Species of flowering plant

Beyeria lechenaultii (common name - pale turpentine bush) is a species of dioecious (rarely monoecious) flowering plant in the spurge family, Euphorbiaceae, that is endemic to Australia.

It was first described in 1817 by Augustin Pyramus de Candolle as Hemistemma lechenaultii, using a specimen collected on St Francis Island, South Australia but in 1866 Henri Ernest Baillon assigned the species to the genus, Beyeria. The specific epithet, lechenaultii, honours the French botanist, Jean-Baptiste Leschenault de La Tour.

== Description ==
Beyeria lechenaultii is a sticky shrub which grows up to 1.5 m high. Its leaves are oblong to linear, and the margins are sometimes recurved. The lower surfaces are woolly except on the midrib. The male flowers are found in groups of one to three, on a sticky stalk which is 1–6 mm long. The sepals of the male flowers are plus or minus sticky. The female flowers are solitary on whitish stalks which lengthen when in fruit.
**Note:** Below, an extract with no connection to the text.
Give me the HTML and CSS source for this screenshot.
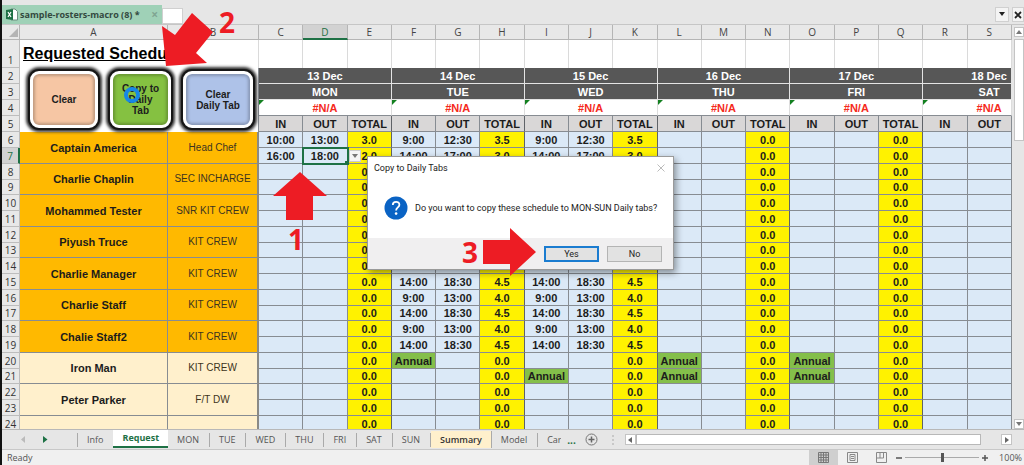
FILE: index.html
```html
<!DOCTYPE html>
<html lang="en">
<head>
<meta charset="utf-8">
<title>sample-rosters-macro (8)</title>
<link rel="stylesheet" href="styles.css">
</head>
<body>
<div class="app">
  <header class="docbar">
    <div class="doctab">
      <svg class="xl" width="12" height="13" viewBox="0 0 12 13"><path d="M5 1h4l2.500 2.500V12H5z" fill="#fff" stroke="#6d8f80"/><path d="M0 2l7-1v11l-7-1z" fill="#1e7145"/><path d="M2 4l3 5M5 4L2 9" stroke="#fff" stroke-width="1.200"/></svg>
      <span>sample-rosters-macro (8) *</span>
      <button class="doctab-close" aria-label="Close tab">×</button>
    </div>
    <button class="newtab" aria-label="New tab"></button>
    <div class="docbar-tools">
      <button aria-label="Tab list"><svg width="8" height="5" viewBox="0 0 8 5"><path d="M1 0h6L4 4z" fill="#222"/></svg></button>
      <button aria-label="Close"><svg width="8" height="8" viewBox="0 0 8 8"><path d="M1 1l6 6M7 1L1 7" stroke="#222" stroke-width="1.800"/></svg></button>
    </div>
  </header>

  <main class="work">
    <div class="pane">
      <table class="sheet">
        <colgroup><col class="c-num"><col class="c-name"><col class="c-role"><col span="17"></colgroup>
        <thead>
          <tr class="letters">
            <th class="corner"><svg width="9" height="9" viewBox="0 0 9 9"><path d="M9 0v9H0z" fill="#b4b4b4"/></svg></th>
            <th>A</th><th>B</th><th>C</th><th class="on">D</th><th>E</th><th>F</th><th>G</th><th>H</th><th>I</th><th>J</th><th>K</th><th>L</th><th>M</th><th>N</th><th>O</th><th>P</th><th>Q</th><th>R</th><th>S</th>
          </tr>
          <tr class="titlerow">
            <th class="num">1</th><td class="title" colspan="2"><span>Requested Schedule</span></td>
            <td></td><td></td><td></td><td></td><td></td><td></td><td></td><td></td><td></td><td></td><td></td><td></td><td></td><td></td><td></td><td></td><td></td>
          </tr>
          <tr class="dark">
            <th class="num">2</th><td class="blank" colspan="2" rowspan="4"></td>
            <td colspan="3">13 Dec</td><td colspan="3">14 Dec</td><td colspan="3">15 Dec</td><td colspan="3">16 Dec</td><td colspan="3">17 Dec</td><td colspan="2"><div class="cut">18 Dec</div></td>
          </tr>
          <tr class="dark">
            <th class="num">3</th>
            <td colspan="3">MON</td><td colspan="3">TUE</td><td colspan="3">WED</td><td colspan="3">THU</td><td colspan="3">FRI</td><td colspan="2"><div class="cut">SAT</div></td>
          </tr>
          <tr class="error">
            <th class="num">4</th>
            <td colspan="3">#N/A</td><td colspan="3">#N/A</td><td colspan="3">#N/A</td><td colspan="3">#N/A</td><td colspan="3">#N/A</td><td colspan="2"><div class="cut">#N/A</div></td>
          </tr>
          <tr class="inout">
            <th class="num">5</th>
            <td>IN</td><td>OUT</td><td class="end">TOTAL</td><td>IN</td><td>OUT</td><td class="end">TOTAL</td><td>IN</td><td>OUT</td><td class="end">TOTAL</td><td>IN</td><td>OUT</td><td class="end">TOTAL</td><td>IN</td><td>OUT</td><td class="end">TOTAL</td><td>IN</td><td>OUT</td>
          </tr>
        </thead>
        <tbody id="roster"></tbody>
      </table>
      <div class="macros">
        <button class="macro peach">Clear</button>
        <button class="macro green">Copy to Daily Tab</button>
        <button class="macro blue">Clear<br>Daily Tab</button>
      </div>
    </div>
    <div class="vscroll">
      <button aria-label="Scroll up"><svg width="6" height="4" viewBox="0 0 6 4"><path d="M0 4h6L3 0z" fill="#777"/></svg></button>
      <div class="vthumb"></div>
      <button class="last" aria-label="Scroll down"><svg width="6" height="4" viewBox="0 0 6 4"><path d="M0 0h6L3 4z" fill="#777"/></svg></button>
    </div>
  </main>

  <nav class="tabs">
    <div class="arrows">
      <button aria-label="Previous sheet"><svg width="5" height="7" viewBox="0 0 5 7"><path d="M4 0v7L0 3.500z" fill="#bbb"/></svg></button>
      <button aria-label="Next sheet"><svg width="5" height="7" viewBox="0 0 5 7"><path d="M0 0v7l4.500-3.500z" fill="#1e7145"/></svg></button>
    </div>
    <button class="tab">Info</button>
    <button class="tab active">Request</button>
    <button class="tab">MON</button>
    <button class="tab">TUE</button>
    <button class="tab">WED</button>
    <button class="tab">THU</button>
    <button class="tab">FRI</button>
    <button class="tab">SAT</button>
    <button class="tab">SUN</button>
    <button class="tab summary">Summary</button>
    <button class="tab">Model</button>
    <button class="tab clipped">Car</button>
    <button class="more" aria-label="More sheets">...</button>
    <button class="add" aria-label="New sheet"><svg width="13" height="13" viewBox="0 0 13 13"><circle cx="6.500" cy="6.500" r="5.500" fill="none" stroke="#777"/><path d="M6.500 3.500v6M3.500 6.500h6" stroke="#666" stroke-width="1.500"/></svg></button>
    <svg class="grip" width="2" height="10" viewBox="0 0 2 10"><path d="M1 0v10" stroke="#aaa" stroke-dasharray="2 2"/></svg>
    <div class="hscroll">
      <button aria-label="Scroll left"><svg width="4" height="6" viewBox="0 0 4 6"><path d="M4 0v6L0 3z" fill="#666"/></svg></button>
      <div class="hthumb"></div>
      <button class="last" aria-label="Scroll right"><svg width="4" height="6" viewBox="0 0 4 6"><path d="M0 0v6l4-3z" fill="#666"/></svg></button>
    </div>
  </nav>

  <footer class="status">
    <span>Ready</span>
    <div class="views">
      <button class="on" aria-label="Normal view"><svg width="11" height="11" viewBox="0 0 11 11"><path d="M.5.5h10v10H.5zM.5 3h10M.5 5.500h10M.5 8h10M3 .5v10M5.500.5v10M8 .5v10" fill="none" stroke="#777"/></svg></button>
      <button aria-label="Page layout"><svg width="11" height="11" viewBox="0 0 11 11"><path d="M.5.5h10v10H.5zM3 2.500h5v6H3zM4 4.500h3M4 6.500h3" fill="none" stroke="#888"/></svg></button>
      <button aria-label="Page break preview"><svg width="11" height="11" viewBox="0 0 11 11"><path d="M.5.5h10v10H.5zM.5 6h7V.5M4 .5V6" fill="none" stroke="#888"/></svg></button>
    </div>
    <div class="zoom">
      <button aria-label="Zoom out"><svg width="6" height="6" viewBox="0 0 6 6"><path d="M0 3h6" stroke="#555" stroke-width="1.500"/></svg></button>
      <input type="range" min="0" max="200" value="100" aria-label="Zoom">
      <button aria-label="Zoom in"><svg width="6" height="6" viewBox="0 0 6 6"><path d="M0 3h6M3 0v6" stroke="#555" stroke-width="1.500"/></svg></button>
      <span>100%</span>
    </div>
  </footer>

  <section class="dialog" role="dialog" aria-labelledby="dlg-title">
    <div class="dlg-head">
      <h2 id="dlg-title">Copy to Daily Tabs</h2>
      <button aria-label="Close dialog"><svg width="8" height="8" viewBox="0 0 8 8"><path d="M.5.5l7 7M7.500.5l-7 7" stroke="#bbb"/></svg></button>
    </div>
    <div class="dlg-body">
      <svg width="24" height="24" viewBox="0 0 24 24"><circle cx="12" cy="12" r="11.500" fill="#0a63c4"/><path d="M8.800 8.900c0-4 6.600-4 6.600-.2 0 2.600-3.300 2.700-3.300 5.700" fill="none" stroke="#fff" stroke-width="1.800"/><circle cx="12.100" cy="17.600" r="1.300" fill="#fff"/></svg>
      <p>Do you want to copy these schedule to MON-SUN Daily tabs?</p>
    </div>
    <div class="dlg-foot"><button class="yes">Yes</button><button>No</button></div>
  </section>

  <svg class="notes" width="1024" height="465" viewBox="0 0 1024 465">
    <circle cx="132" cy="95" r="6" fill="none" stroke="#1787e6" stroke-width="4"/>
    <g fill="#ed1c24">
      <path d="M192 13l21 19-17 21 11 10-41 3-4-40 13 9z"/>
      <path d="M300 172l27 24h-14v24h-27v-24h-13z"/>
      <path d="M483 240h27v-12l26 24-26 24v-12h-27z"/>
      <text x="288" y="250">1</text>
      <text x="219" y="33">2</text>
      <text x="462" y="263">3</text>
    </g>
  </svg>
</div>
<script src="script.js"></script>
</body>
</html>
```
FILE: styles.css
```css
* { box-sizing: border-box; }

body {
  margin: 0;
  font-family: "Open Sans", "Noto Sans", sans-serif;
  font-size: 9px;
  color: #444;
}

button {
  margin: 0;
  padding: 0;
  border: 0;
  background: none;
  color: inherit;
  font: inherit;
}

svg { display: block; }

.app {
  position: relative;
  display: flex;
  flex-direction: column;
  height: 100vh;
  overflow: hidden;
  border-left: 2px solid #111;
  background: #e6e6e6;
}

/* Document tab strip */
.docbar {
  display: flex;
  align-items: flex-end;
  height: 25px;
  flex: none;
  border-bottom: 1px solid #c6c6c6;
}

.doctab {
  display: flex;
  align-items: center;
  gap: 2px;
  width: 160px;
  height: 19px;
  padding-left: 4px;
  background: #9fd1b7;
  color: #33493f;
  font-weight: 700;
  white-space: nowrap;
}

.doctab-close { margin: 0 4px 0 auto; color: #7fa592; font-size: 12px; }

.newtab {
  width: 21px;
  height: 16px;
  border: 1px solid #d0d0d0;
  background: #fff;
}

.docbar-tools {
  display: flex;
  align-self: flex-start;
  gap: 3px;
  margin: 7px 0 0 auto;
}

.docbar-tools button {
  display: grid;
  place-items: center;
  width: 14px;
  height: 15px;
  border: 1px solid #d0d0d0;
  background: #f4f4f4;
}

.docbar-tools button:last-child { width: 12px; }

/* Worksheet */
.work { display: flex; flex: 1; min-height: 0; }

.pane {
  position: relative;
  flex: 1;
  min-width: 0;
  overflow: hidden;
}

.sheet {
  width: 100%;
  table-layout: fixed;
  border-collapse: separate;
  border-spacing: 0;
  font: bold 11px/14px "Liberation Sans", Arial, sans-serif;
  color: #1c1c1c;
  text-align: center;
  white-space: nowrap;
}

.c-num { width: 18px; }
.c-name { width: 148px; }
.c-role { width: 91px; }

.sheet td, .sheet th {
  height: 16px;
  padding: 0;
  border: solid #878c92;
  border-width: 0 1px 1px 0;
}

.sheet .letters th {
  height: 15px;
  border-color: #b5b5b5;
  background: #e8e8e8;
  color: #444;
  font: 10px/14px "Open Sans", sans-serif;
}

.sheet .letters .on {
  border-bottom: 2px solid #1e7145;
  background: #d2d2d2;
  color: #1e7145;
  line-height: 12px;
}

.corner svg { margin-left: 7px; }

.sheet .num {
  border-color: #bdbdbd;
  background: #e8e8e8;
  color: #333;
  font: 10px/14px "Open Sans", sans-serif;
}

.sheet .num.on {
  border-right: 2px solid #1e7145;
  background: #d2d2d2;
  color: #1e7145;
}

.sheet .titlerow td {
  height: 28px;
  border-color: #dadada;
  border-bottom: 0;
  background: #fff;
}

.sheet .titlerow .num { vertical-align: bottom; }

.sheet .titlerow .title {
  padding-left: 3px;
  color: #000;
  font-size: 16px;
  line-height: 20px;
  text-align: left;
  text-decoration: underline;
}

.sheet .dark td { border-color: #e4e4e4; background: #575757; color: #fff; }
.sheet .dark .blank { border-color: #878c92; border-bottom: 0; background: #fff; }

.cut { margin-left: 50%; }

.sheet .error td {
  background: linear-gradient(135deg, #138020 3px, #fff 4px);
  color: #f52a1c;
  border-right-color: #ddd;
}

.sheet .inout td { background: #d9d7d7; }

.sheet tbody td { background: #dbe9f7; }
.sheet tbody tr:nth-child(4n) td:not([rowspan]), .sheet tbody tr:nth-child(4n) th { height: 15px; line-height: 13px; }
.sheet tbody .total { background: #fff200; }
.sheet .end { border-right: 1px solid #5f6368; }
.sheet tbody .annual { background: #84bf4a; }
.sheet tbody .name { background: #ffb900; }
.sheet tbody .role {
  background: #ffb900;
  border-right: 2px solid #8a8a86;
  color: #3c3420;
  font-weight: normal;
  font-size: 10px;
}
.sheet tbody .pale { background: #fff0cc; }

.sheet tbody .picked {
  position: relative;
  outline: 2px solid #1e7145;
  outline-offset: -1px;
}

.sheet .picked::after {
  content: "";
  position: absolute;
  right: -2px;
  bottom: -2px;
  width: 4px;
  height: 4px;
  background: #1e7145;
}

.drop {
  position: absolute;
  left: 100%;
  top: 2px;
  z-index: 1;
  display: grid;
  place-items: center;
  width: 12px;
  height: 12px;
  margin-left: 2px;
  border: 1px solid #ccc;
  background: #f5f5f5;
}

/* Macro buttons float above the header cells */
.macros {
  position: absolute;
  left: 28px;
  top: 46px;
  display: flex;
  gap: 12px;
}

.macro {
  height: 57px;
  border: 3px solid #fff;
  border-radius: 9px;
  box-shadow: 0 0 0 2px #161616, 0 0 3px 4px #333, inset 0 0 3px 2px rgba(0, 0, 0, .22);
  color: #1d1d1d;
  font: bold 10px/11px "Liberation Sans", Arial, sans-serif;
}

.peach { width: 68px; background: #f6c6a4; }
.green { width: 61px; padding: 0 8px; background: #85c141; }
.blue { width: 70px; background: #aec2e8; }

/* Scroll bars */
.vscroll {
  display: flex;
  flex-direction: column;
  gap: 2px;
  width: 12px;
  padding: 2px 0 0 2px;
  flex: none;
}

.vscroll button, .hscroll button {
  display: grid;
  place-items: center;
  width: 10px;
  height: 10px;
  border: 1px solid #c4c4c4;
  background: #fff;
}

.vthumb { height: 102px; border: 1px solid #c4c4c4; background: #fff; }
.vscroll .last { margin-top: auto; }

.hscroll {
  display: flex;
  align-items: center;
  flex: 1;
  margin: 0 12px 0 11px;
}

.hscroll button { width: 11px; height: 11px; }
.hthumb { flex: 1; height: 11px; border: 1px solid #b8b8b8; background: #fff; }
.hscroll .last { margin-left: 20px; }

/* Sheet tabs */
.tabs {
  display: flex;
  align-items: center;
  height: 21px;
  flex: none;
  border-top: 1px solid #b8b8b8;
  border-bottom: 1px solid #c8c8c8;
}

.arrows {
  display: flex;
  gap: 17px;
  width: 76px;
  height: 14px;
  align-items: center;
  padding-left: 19px;
  flex: none;
  border-right: 1px solid #aaa;
}

.tab {
  height: 14px;
  padding: 0 10px 0 9px;
  flex: none;
  border-right: 1px solid #aaa;
  color: #555;
  line-height: 13px;
}

.tab:has(+ .active) { border-right: 0; }

.tab.active {
  align-self: flex-start;
  height: 18px;
  padding: 0 9px;
  border-right: 0;
  border-bottom: 2px solid #1e7145;
  background: #fff;
  color: #1e7145;
  font-weight: 700;
  line-height: 16px;
}

.tab.summary { height: 17px; padding: 0 9px; background: #fff0cc; color: #333; font-weight: 600; }
.tab.clipped { width: 23px; padding-right: 0; overflow: hidden; border-right: 0; }
.more { margin-left: 6px; color: #1e7145; font-weight: 700; font-size: 10px; }
.add { margin-left: 9px; }
.grip { margin-left: 14px; }

/* Status bar */
.status {
  display: flex;
  align-items: center;
  height: 15px;
  padding: 0 2px 0 5px;
  flex: none;
  background: #f0f0f0;
  color: #555;
}

.views { display: flex; margin-left: auto; }

.views button {
  display: grid;
  place-items: center;
  width: 29px;
  height: 15px;
}

.views .on { background: #cfcfcf; }

.zoom { display: flex; align-items: center; gap: 3px; }
.zoom span { margin-left: 8px; }

.zoom input {
  width: 74px;
  height: 9px;
  margin: 0;
  appearance: none;
  background: linear-gradient(#aaa, #aaa) center / 100% 1px no-repeat;
}

.zoom input::-webkit-slider-thumb {
  appearance: none;
  width: 3px;
  height: 9px;
  background: #555;
}

/* Message box */
.dialog {
  position: absolute;
  left: 365px;
  top: 156px;
  z-index: 2;
  width: 307px;
  border: 1px solid #9a9a9a;
  background: #fff;
  box-shadow: 2px 3px 7px rgba(0, 0, 0, .4);
  color: #222;
  font: 9px/12px Roboto, "Open Sans", sans-serif;
}

.dlg-head {
  display: flex;
  align-items: center;
  justify-content: space-between;
  height: 21px;
  padding: 0 8px 0 6px;
}

.dlg-head h2 { margin: 0; font-size: 9px; font-weight: 400; }

.dlg-body {
  display: flex;
  align-items: center;
  gap: 7px;
  height: 60px;
  padding-left: 16px;
}

.dlg-body p { margin: 0; white-space: nowrap; }

.dlg-foot {
  display: flex;
  align-items: center;
  justify-content: flex-end;
  gap: 8px;
  height: 31px;
  padding-right: 11px;
  background: #f0eff0;
}

.dlg-foot button {
  width: 55px;
  height: 16px;
  border: 1px solid #b4b4b4;
  background: #e2e2e2;
}

.dlg-foot .yes { border: 2px solid #1b7cd0; }

/* Step markers */
.notes {
  position: absolute;
  left: -2px;
  top: 0;
  z-index: 3;
  pointer-events: none;
  font: bold 28px "Open Sans", sans-serif;
}
```
FILE: script.js
```js
const staff = [
  ["Captain America", "Head Chef"],
  ["Charlie Chaplin", "SEC INCHARGE"],
  ["Mohammed Tester", "SNR KIT CREW"],
  ["Piyush Truce", "KIT CREW"],
  ["Charlie Manager", "KIT CREW"],
  ["Charlie Staff", "KIT CREW"],
  ["Chalie Staff2", "KIT CREW"],
  ["Iron Man", "KIT CREW"],
  ["Peter Parker", "F/T DW"],
  ["", ""]
];
const off = ["", "", "0.0"];
const leave = ["Annual", "", "0.0"];

// Shift of one sheet row on one day: [in, out, total]
function shift(row, day) {
  if (day === 0) {
    return { 6: ["10:00", "13:00", "3.0"], 7: ["16:00", "18:00", "2.0"] }[row] || off;
  }
  if (day === 1 || day === 2) {
    if (row === 6) return ["9:00", "12:30", "3.5"];
    if (row === 7) return ["14:00", "17:00", "3.0"];
    if (row < 14) return ["", "", ""];
    if (row < 20) return row % 2 ? ["14:00", "18:30", "4.5"] : ["9:00", "13:00", "4.0"];
    return row === 19 + day ? leave : off;
  }
  if (day < 5 && (row === 20 || row === 21)) return leave;
  return day < 5 ? off : ["", ""];
}

const drop = '<button class="drop" aria-label="Choose time"><svg width="6" height="4" viewBox="0 0 6 4"><path d="M0 0h6L3 4z" fill="#777"/></svg></button>';
let html = "";
for (let row = 6; row <= 24; row++) {
  html += `<tr><th class="num${row === 7 ? " on" : ""}">${row}</th>`;
  if (row % 2 === 0) {
    const [name, role] = staff[(row - 6) / 2];
    const pale = row >= 20 ? " pale" : "";
    const span = row < 24 ? ' rowspan="2"' : "";
    html += `<td class="name${pale}"${span}>${name}</td><td class="role${pale}"${span}>${role}</td>`;
  }
  for (let day = 0; day < 6; day++) {
    shift(row, day).forEach((text, i) => {
      const picked = row === 7 && day === 0 && i === 1;
      const cls = i === 2 ? "total end" : text === "Annual" ? "annual" : picked ? "picked" : "";
      html += `<td class="${cls}">${text}${picked ? drop : ""}</td>`;
    });
  }
  html += "</tr>";
}
document.getElementById("roster").innerHTML = html;
```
The sepals of the female flowers are about 2 mm long and whitish. The stigma has 3 broad recurved (curved backwards) lobes at its base. The capsule is ovoid to globose, and the stigma persists. It usually has three seeds which are about 5 mm long and reddish-brown. It flowers in spring.

In New South Wales it is usually an understorey shrub in mallee communities.

==Uses==
The Noongar people of southwest Western Australia drank decoctions of the leaves to treat tuberculosis and fevers.